What is expected: Output exactly the lines from the line containing "Recreate this image" through the line containing "import React from 'react';", inclusive, and omit any pictures.
--- Begin Extracted material ---
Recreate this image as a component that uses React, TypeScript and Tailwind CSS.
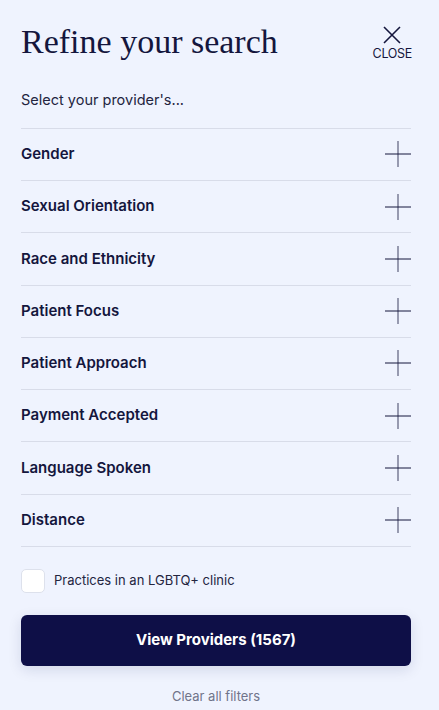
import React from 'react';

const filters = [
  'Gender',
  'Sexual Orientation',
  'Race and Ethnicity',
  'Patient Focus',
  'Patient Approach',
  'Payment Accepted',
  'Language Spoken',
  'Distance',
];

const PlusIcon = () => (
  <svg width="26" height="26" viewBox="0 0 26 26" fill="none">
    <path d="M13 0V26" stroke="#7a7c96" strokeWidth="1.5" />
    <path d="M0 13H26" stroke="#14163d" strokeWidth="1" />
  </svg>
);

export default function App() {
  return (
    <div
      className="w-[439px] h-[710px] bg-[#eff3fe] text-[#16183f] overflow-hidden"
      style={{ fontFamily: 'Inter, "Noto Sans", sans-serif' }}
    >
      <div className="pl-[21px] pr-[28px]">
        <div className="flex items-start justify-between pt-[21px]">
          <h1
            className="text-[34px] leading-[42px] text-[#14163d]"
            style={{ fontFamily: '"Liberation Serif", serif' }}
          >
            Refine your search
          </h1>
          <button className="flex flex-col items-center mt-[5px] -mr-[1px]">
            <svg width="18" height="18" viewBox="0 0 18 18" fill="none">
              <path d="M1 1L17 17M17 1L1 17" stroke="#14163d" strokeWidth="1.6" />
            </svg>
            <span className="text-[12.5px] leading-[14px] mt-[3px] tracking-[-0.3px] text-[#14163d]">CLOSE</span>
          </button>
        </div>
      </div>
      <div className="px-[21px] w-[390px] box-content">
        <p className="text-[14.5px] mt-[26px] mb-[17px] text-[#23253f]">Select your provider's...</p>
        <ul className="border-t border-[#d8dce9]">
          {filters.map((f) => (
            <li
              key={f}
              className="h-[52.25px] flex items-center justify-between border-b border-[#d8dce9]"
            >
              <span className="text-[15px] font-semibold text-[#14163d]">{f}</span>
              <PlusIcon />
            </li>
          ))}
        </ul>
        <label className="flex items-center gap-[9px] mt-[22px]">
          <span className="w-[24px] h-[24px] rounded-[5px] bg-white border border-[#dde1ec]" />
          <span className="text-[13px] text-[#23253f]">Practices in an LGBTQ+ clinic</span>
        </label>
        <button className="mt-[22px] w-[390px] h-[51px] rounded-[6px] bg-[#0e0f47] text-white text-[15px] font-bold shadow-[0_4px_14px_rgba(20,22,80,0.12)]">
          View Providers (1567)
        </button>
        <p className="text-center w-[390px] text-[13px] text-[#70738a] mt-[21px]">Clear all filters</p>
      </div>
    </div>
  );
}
--- End Extracted material ---
--- Begin Extracted material ---
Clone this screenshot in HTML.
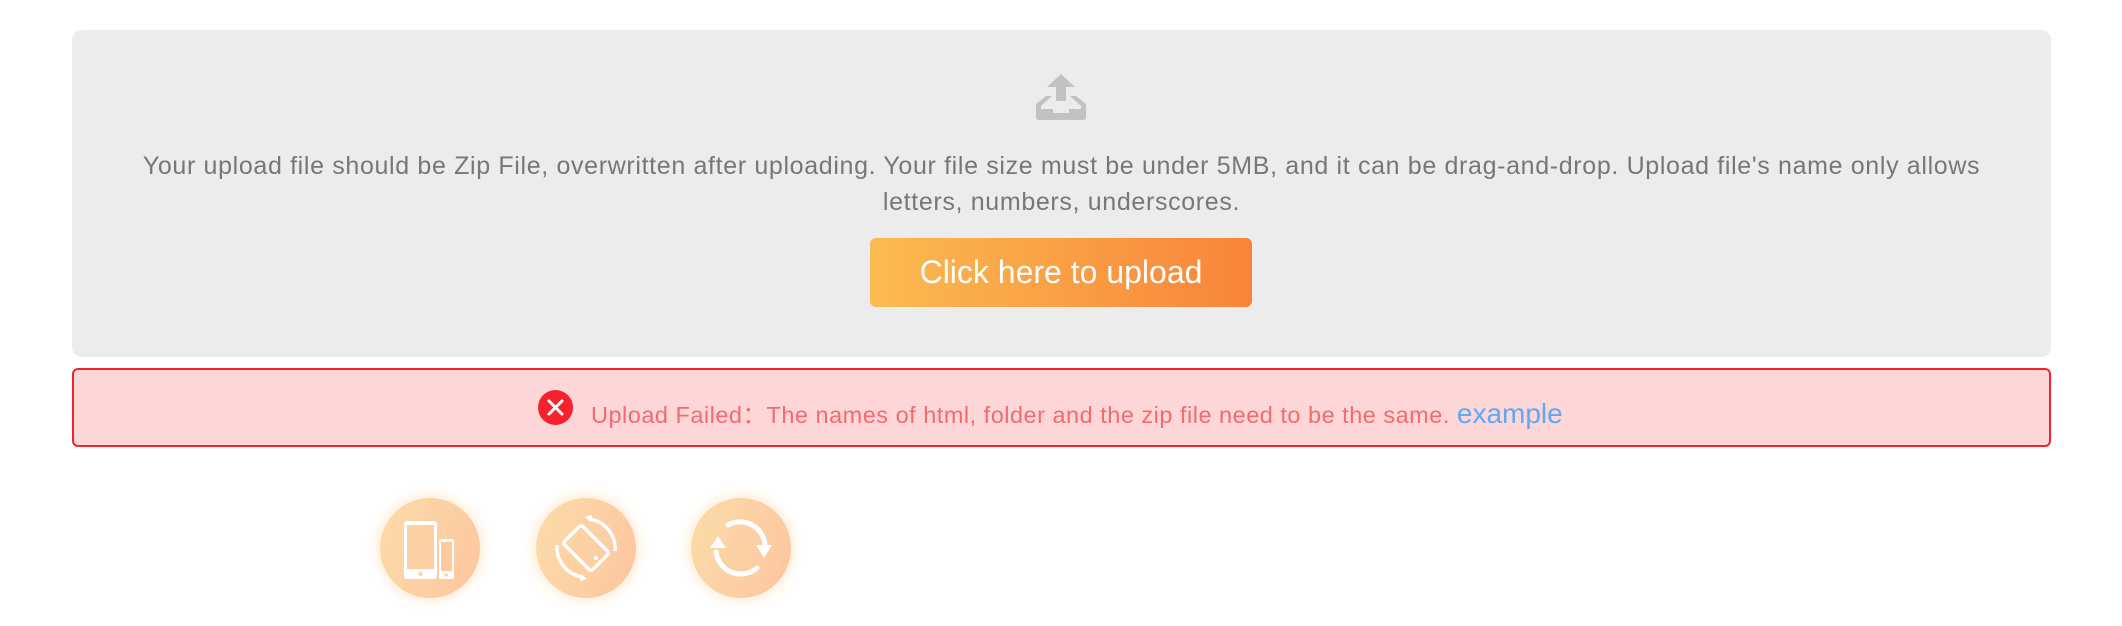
--- End Extracted material ---
Reply:
Recreate this image as a component that uses React, TypeScript and Tailwind CSS.
import React from 'react';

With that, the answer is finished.